In 1867 appeared the first volume of what is arguably the first modern carol anthology, Christmas Carols New and Old. The compilers were two members of Magdalen College, Oxford: Fellow and Tutor H.R. Bramley (1833-1917) and Organist John Stainer (1840-1901), who was to move to St. Paul’s Cathedral in 1872, and is now probably best remembered for the Passiontide cantata The Crucifixion. Such was the success of the collection that a second volume, or “series”, appeared in 1870, and a third in 1878. It remained in use until well into the 20th century; I possess a copy of the “first series” that was printed as late as 1951. Christmas Carols New and Old differed from its predecessors in being primarily aimed at church choirs, and it came to occupy a similar place in the choral landscape of the time that the Carols for Choirs series does today.

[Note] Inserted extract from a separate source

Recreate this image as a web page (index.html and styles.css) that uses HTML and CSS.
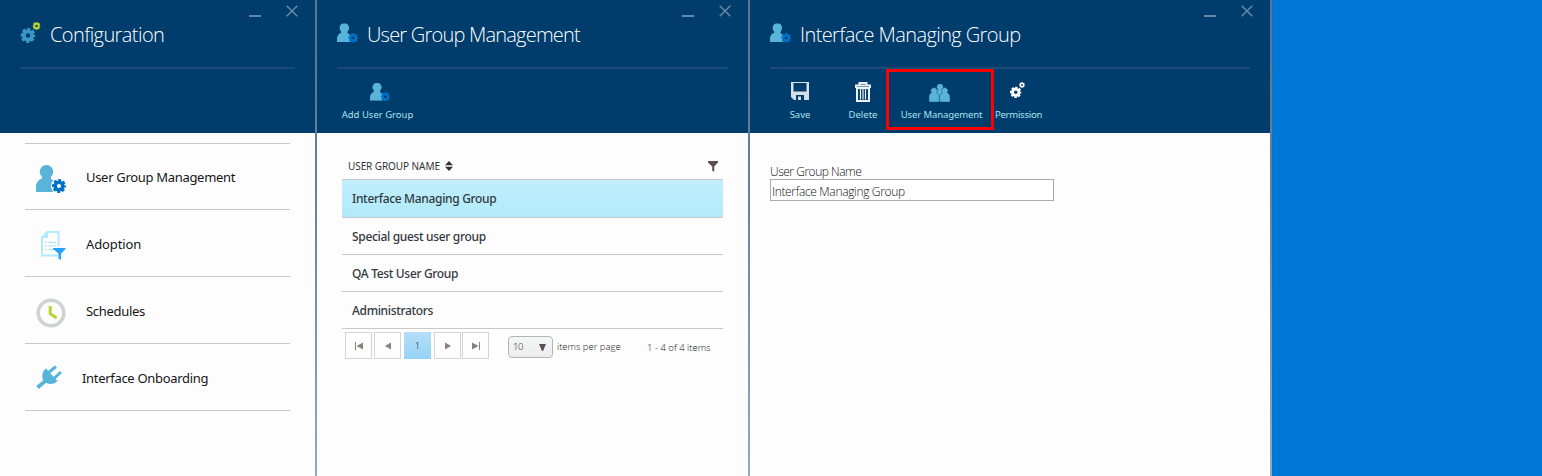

Stainer’s arrangements standardized the forms of several folk carols which had hitherto appeared in several variants; illustrated again is “The First Nowell”, now finally brought to its familiar form, with an extra passing note (Stainer’s addition?) in the opening phrase of the refrain.

Part of “The First Nowell”, from Bramley and Stainer’s Christmas Carols New and Old (1867).

Note: This post was updated on July 24 2023, to correct the dates of Bramley and Stainer’s anthology.